Although that's not the freshest idea to ever come 'round the block, there are many things you could do with that concept to make something special. Unfortunately, writer-director Michael McCullers (whose hackular resume includes script duties on the latter two Austin Powers films, a stint with Saturday Night Live, and perhaps most damningly, Thunderbirds) is not interested in those things. Instead, Baby Mama unrolls like a perfect storm of focus-grouped situations and joke-writing by committee. That central conflict - you know, the one that gives the film its title - often takes a backseat to a superfluous and unsatisfying love story that apparently exists only because comedies about women need love stories; and even that isn't as important to the film as the subplot about Kate's job as VP of Development for Round Earth, a chain of organic grocery stores clearly intended as a parody of Whole Foods; though such a parody might be welcome, I'm not sure why it dwells in this film. Unless it's to explain why Kate has such an urgent desire to force-feed Angie high-nutrition organic foods. Surely, there was no more elegant way to introduce us to that detail.

I would not spoil the second-half of the film, but it's here that the script goes from clumsy to off-the-rails, first in a wholly contrived conflict that threatens to send the film into plot overload, then with a happy ending of such forced artificiality that even though I saw it coming from a mile away, I refused to believe until the end that it was actually coming. The worst part is, without that false conflict, there wouldn't have been any need for a fake happy ending; the plot was well on its way to providing a very fine happy ending all on its own.
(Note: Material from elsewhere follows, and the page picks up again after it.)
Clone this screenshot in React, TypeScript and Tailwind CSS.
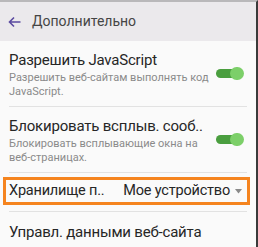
import React from "react";

/** Green "on" switch, Android Holo/Material style. */
function Toggle() {
  return (
    <div className="relative mb-[3px] h-[13px] w-[28px] shrink-0">
      <div className="absolute left-0 top-[2px] h-[9px] w-[24px] rounded-full bg-[#4a9e3f]" />
      <div className="absolute right-0 top-0 h-[13px] w-[14px] rounded-full bg-[#7ccf69]" />
    </div>
  );
}

function SwitchRow({ title, detail }: { title: string; detail: string }) {
  return (
    <div className="flex items-center gap-[3px] border-b border-[#e2e2e2] pb-[7px] pt-[9px] pr-[3px]">
      <div className="min-w-0 flex-1">
        <p className="whitespace-nowrap text-[15px] leading-[20px] tracking-[-0.2px] text-[#262626]">{title}</p>
        <p className="mt-[1px] text-[11px] leading-[14px] text-[#8a8a8a]">{detail}</p>
      </div>
      <Toggle />
    </div>
  );
}

export default function App() {
  return (
    <div
      className="h-[247px] w-[258px] overflow-hidden border-r-2 border-t-2 border-r-[#3a3a3a] border-t-[#b9b8ba] bg-[#fafafa]"
      style={{ fontFamily: 'Roboto, "Noto Sans", sans-serif' }}
    >
      <header className="flex h-[39px] items-center gap-[11px] bg-[#ebe9ec] pl-[8px]">
        <svg width="13" height="12" viewBox="0 0 13 12" fill="none">
          <path d="M12.5 6H1.5M6 1.5L1.5 6L6 10.5" stroke="#5b4aa0" strokeWidth="1.6" />
        </svg>
        <span className="text-[14px] text-[#454545]">Дополнительно</span>
      </header>

      <div className="px-[9px]">
        <SwitchRow
          title="Разрешить JavaScript"
          detail="Разрешить веб-сайтам выполнять код JavaScript."
        />
        <SwitchRow
          title="Блокировать всплыв. сооб.."
          detail="Блокировать всплывающие окна на веб-страницах."
        />
      </div>

      <div className="mx-[3px] mt-[4px] flex h-[28px] w-[247px] items-center border-[3px] border-[#f5841f] pl-[3px] pr-[5px] text-[14.5px] tracking-[-0.2px] text-[#262626]">
        <span>Хранилище п..</span>
        <span className="ml-auto">Мое устройство</span>
        <svg className="ml-[5px]" width="7" height="5" viewBox="0 0 7 5">
          <path d="M0 0H7L3.5 4.5Z" fill="#8a8a8a" />
        </svg>
      </div>

      <div className="mx-[9px] mt-[6px] border-t border-[#e2e2e2] pt-[10px] text-[15px] leading-[20px] tracking-[-0.2px] text-[#262626]">
        Управл. данными веб-сайта
      </div>
    </div>
  );
}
At any rate, saddled with that kind of wandering screenplay, it's not surprising that the humor mostly fizzles. Comedy born out of cramped situations thus ever did come across as awkward and over-written, rather than spontaneous and witty. Fey, trapped in a humorless straight role, doesn't suffer much from the bland gags, but Poehler doesn't have it in her to milk humor out of a shockingly mean-spirited "dumb trashy blonde" character that seems out of place in a film that strives for warm uplift. As Fey's love interest, the militantly anti-Jamba owner of an independent smoothie store, Greg Kinnear is customarily adrift (the man has a certain charm, but has he ever been even a little interesting without a rock-solid screenplay). Without question, the comic highlights of the film come from two grizzled old vets, Sigourney Weaver as the owner of the surrogate agency and an uncredited Steve Martin, note-perfect as Kate's surreal hippie boss, graced with the finest dialogue in the film ("I will reward you with five minutes of uninterrupted eye contact").
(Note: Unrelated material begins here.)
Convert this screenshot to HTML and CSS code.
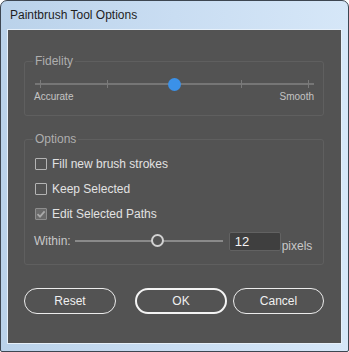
FILE: index.html
```html
<!DOCTYPE html>
<html lang="en">
<head>
    <meta charset="UTF-8">
    <title>Paintbrush Tool Options</title>
    <link rel="stylesheet" href="styles.css">
</head>
<body>
    <div class="window">
        <div class="titlebar">Paintbrush Tool Options</div>
        <div class="dialog">
            <fieldset class="group fidelity">
                <legend>Fidelity</legend>
                <div class="slider">
                    <div class="track"></div>
                    <div class="ticks">
                        <span></span><span></span><span></span><span></span><span></span>
                    </div>
                    <div class="thumb"></div>
                </div>
                <div class="slider-labels">
                    <span>Accurate</span>
                    <span>Smooth</span>
                </div>
            </fieldset>

            <fieldset class="group options">
                <legend>Options</legend>
                <label class="check-row">
                    <span class="box"></span>
                    Fill new brush strokes
                </label>
                <label class="check-row">
                    <span class="box"></span>
                    Keep Selected
                </label>
                <label class="check-row">
                    <span class="box checked">
                        <svg width="10" height="10" viewBox="0 0 10 10"><path d="M1.5 5.2 L4 7.6 L8.6 2.4" fill="none" stroke="#a9a9a9" stroke-width="1.8"/></svg>
                    </span>
                    Edit Selected Paths
                </label>
                <div class="within-row">
                    <span class="within-label">Within:</span>
                    <div class="small-slider">
                        <div class="small-thumb"></div>
                    </div>
                    <div class="number-box">12</div>
                    <span class="unit">pixels</span>
                </div>
            </fieldset>

            <div class="buttons">
                <button class="btn">Reset</button>
                <button class="btn primary">OK</button>
                <button class="btn cancel">Cancel</button>
            </div>
        </div>
    </div>
</body>
</html>
```

FILE: styles.css
```css
/* Base */
body {
    margin: 0;
    font-family: "Liberation Sans", Arial, sans-serif;
}

.window {
    width: 349px;
    height: 352px;
    box-sizing: border-box;
    border: 1px solid #3d4651;
    border-radius: 7px 7px 2px 2px;
    padding: 0 7px 7px 7px;
    background: linear-gradient(90deg, #bad2ea 0%, #c9ddf2 50%, #d6e7f8 100%);
    display: flex;
    flex-direction: column;
}

.titlebar {
    height: 29px;
    line-height: 29px;
    padding-left: 2px;
    font-size: 12px;
    color: #1e1e1e;
}

.dialog {
    height: 313px;
    box-sizing: border-box;
    background: #535353;
    box-shadow: 0 0 0 1px #e6f0fa;
    padding: 0 17px 0 16px;
    display: flex;
    flex-direction: column;
}

/* Groups */
.group {
    margin: 0;
    padding: 0 9px 0 10px;
    min-width: 0;
    border: 1px solid #5f5f5f;
    border-radius: 3px;
}

.group legend {
    padding: 0 2px;
    margin-left: -2px;
    font-size: 12px;
    line-height: 12px;
    color: #aeaeae;
}

.fidelity {
    margin-top: 25px;
    padding-bottom: 12px;
}

.slider {
    position: relative;
    height: 13px;
    box-sizing: border-box;
    padding-top: 5px;
    margin-top: 11px;
}

.track {
    height: 2px;
    background: #767676;
}

.ticks {
    position: absolute;
    left: 0;
    right: 0;
    top: 2px;
    padding: 0 5px;
    display: flex;
    justify-content: space-between;
}

.ticks span {
    width: 1px;
    height: 8px;
    background: #7a7a7a;
}

.thumb {
    position: absolute;
    left: 133px;
    top: 0;
    width: 13px;
    height: 13px;
    border-radius: 50%;
    background: #3b91e8;
}

.slider-labels {
    display: flex;
    justify-content: space-between;
    margin-left: -1px;
    font-size: 10px;
    line-height: 12px;
    color: #c4c4c4;
}

.options {
    margin-top: 17px;
    padding-top: 6px;
    padding-bottom: 8px;
}

.check-row {
    height: 25px;
    display: flex;
    align-items: center;
    gap: 5px;
    font-size: 12px;
    color: #e2e2e2;
}

.box {
    width: 10px;
    height: 10px;
    border: 1px solid #b4b4b4;
    border-radius: 1px;
    display: flex;
    align-items: center;
    justify-content: center;
}

.box.checked {
    border-color: #8e8e8e;
    background: #6a6a6a;
}

.within-row {
    height: 30px;
    display: flex;
    align-items: center;
    margin-left: -1px;
    font-size: 12px;
    color: #c8c8c8;
}

.small-slider {
    position: relative;
    width: 148px;
    height: 2px;
    margin: 0 6px 0 4px;
    background: #8a8a8a;
}

.small-thumb {
    position: absolute;
    left: 76px;
    top: -6px;
    width: 9px;
    height: 9px;
    border: 2px solid #d2d2d2;
    border-radius: 50%;
    background: #535353;
}

.number-box {
    width: 45px;
    height: 17px;
    padding-left: 5px;
    border: 1px solid #626262;
    border-radius: 2px;
    background: #3f3f3f;
    color: #f4f4f4;
    font-size: 13px;
    line-height: 17px;
}

.unit {
    margin-left: 1px;
    padding-top: 9px;
    font-size: 12px;
}

/* Buttons */
.buttons {
    display: flex;
    margin-top: 23px;
}

.btn {
    width: 92px;
    height: 26px;
    border: 1px solid #ececec;
    border-radius: 13px;
    background: transparent;
    color: #f0f0f0;
    font-family: "Liberation Sans", Arial, sans-serif;
    font-size: 12px;
    padding: 0;
}

.btn.primary {
    border: 2px solid #f4f4f4;
    margin-left: 19px;
}

.btn.cancel {
    width: 91px;
    margin-left: 6px;
}
```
It's not an evil film. There is a genial tone throughout that only really comes under fire when gags about Angie's supposedly hi-larious awfulness as a person come into the picture, and there actually are legitimate jokes that legitimately work. A healthy percentage of these ended up in the trailer. What really saves the movie from descending into the deep pits of terrible is that it's not trying very hard: while nothing is quite as wretched as comedy that isn't funny, most of Baby Mama is so light in its humor that it almost seems like it's not trying to be funny at all. There's not much that replaces that, other than an allegedly sweet tone which isn't really. It almost has the sense of being a stoner comedy, all about the laid back good-natured jesting, except nothing else about the scenario suggests that this was any kind of goal.
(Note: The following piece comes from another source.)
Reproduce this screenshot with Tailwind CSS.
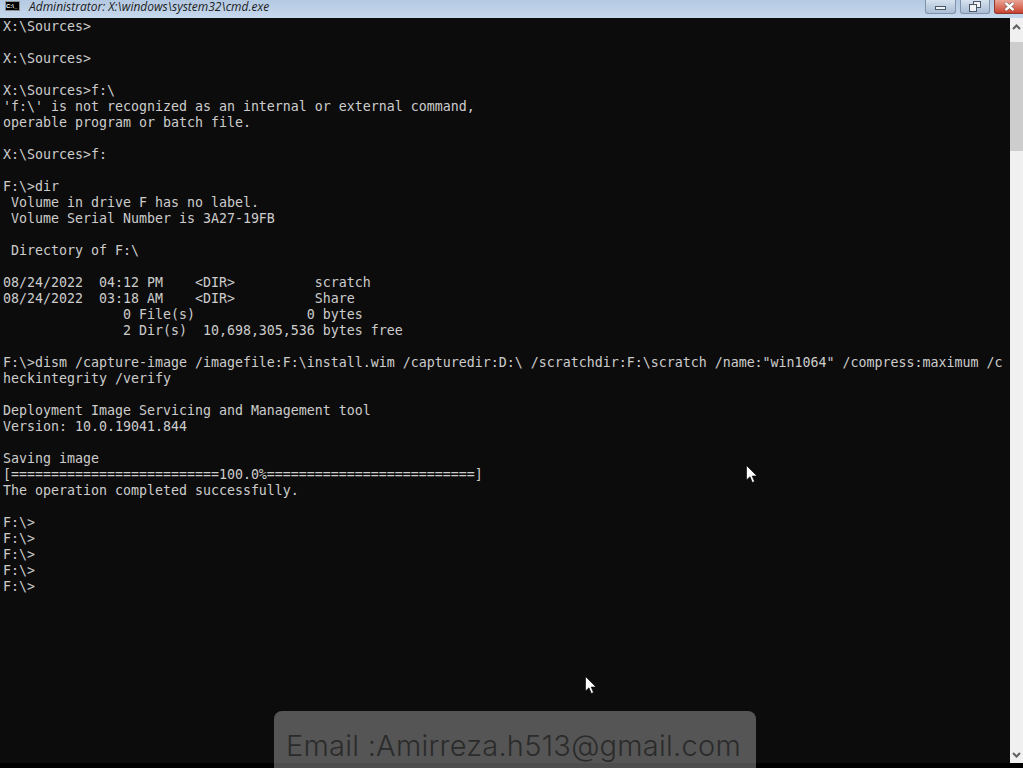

The leading ladies are both much better than this. Every week on NBC's 30 Rock, Fey proves that she can handle a whip-smart line of snark (many of which she writes herself), and Poehler's tenure on Upright Citizens Brigade and sparkling small roles in comedies as high as Arrested Development and as low as Blades of Glory leave no doubt to either her range or her timing. This just isn't the vehicle for them; it's a bit of studio-mandated pablum with all the sharp edges sanded off to make sure that nothing will stand between it and a modest box-office run. I choose to take the optimistic view: if this film does well at all, and demonstrates that Fey and/or Poehler can open a movie, perhaps the next time out the suits will trust them with something a bit more inspired, maybe with a script that Fey herself wrote. If that's going to happen, I hope it happens soon, because Baby Mama is no kind of movie to leave hanging out on the top of your resume like that.